(149b) A Moving Horizon Estimation Algorithm Based on Nlp Sensitivity

Moving Horizon Estimation (MHE) is an efficient optimization-based strategy for state estimation. Despite the theoretical and practical advantages of this method, its application in industrial settings has been rather limited. Industrial MHE applications involve the solution of large-scale problems with many degrees of freedom (number of parameters, disturbance sequences and initial states). As expected, computational efficiency plays a crucial role. In this context, simultaneous collocation-based approaches coupled to full-space NLP solvers present an attractive alternative since they give rise to a favorable computational complexity and can be benefited from the availability of exact first and second order derivative information. Unfortunately, the advantages of this approach are usually not sufficient to allow efficient implementations of large-scale MHE applications in industrial settings.

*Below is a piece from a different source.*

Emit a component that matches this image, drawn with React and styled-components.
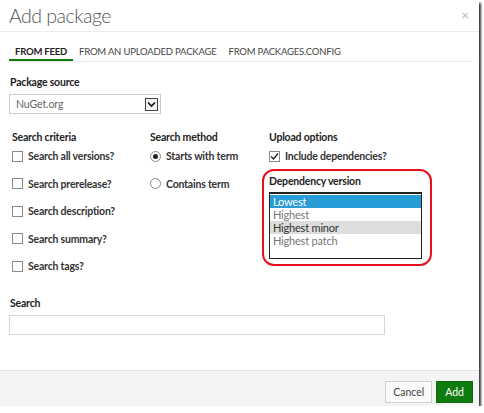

In NMPC strategies, the estimated state of the system is required for the solution of the NMPC or regulator problem from which feedback is obtained. An important observation is that, in order to retain the stabilizing properties of the controller, both the large-scale MHE and NMPC problems should be solved in real-time. However, this is not currently possible in most practical applications. In this work, we revisit a previously proposed real-time MHE algorithm [1]. Here, the main idea is to provide instantaneous state estimates obtained from NLP sensitivity approximations constructed around the solution of a continuously updated nominal MHE problem. This fast optimization strategy allows for the implementation of large-scale MHE applications while avoiding undesired effects of computational delays. We extend these ideas further through a deeper analysis of the Karush-Kuhn-Tucker conditions of the MHE problem. As a result, we propose a common stability analysis framework for fast MHE algorithms and develop fast strategies for the computation of large-scale covariance information. Finally, we discuss implementation details of fast optimization capabilities in large-scale NLP algorithms.

[1] Zavala, V. M.; Laird, C.D. and Biegler, L.T. A Fast Computational Framework for Large-Scale Moving Horizon Estimation. Proceedings of the 8th International Symposium on Dynamics and Control of Process Systems, 2007.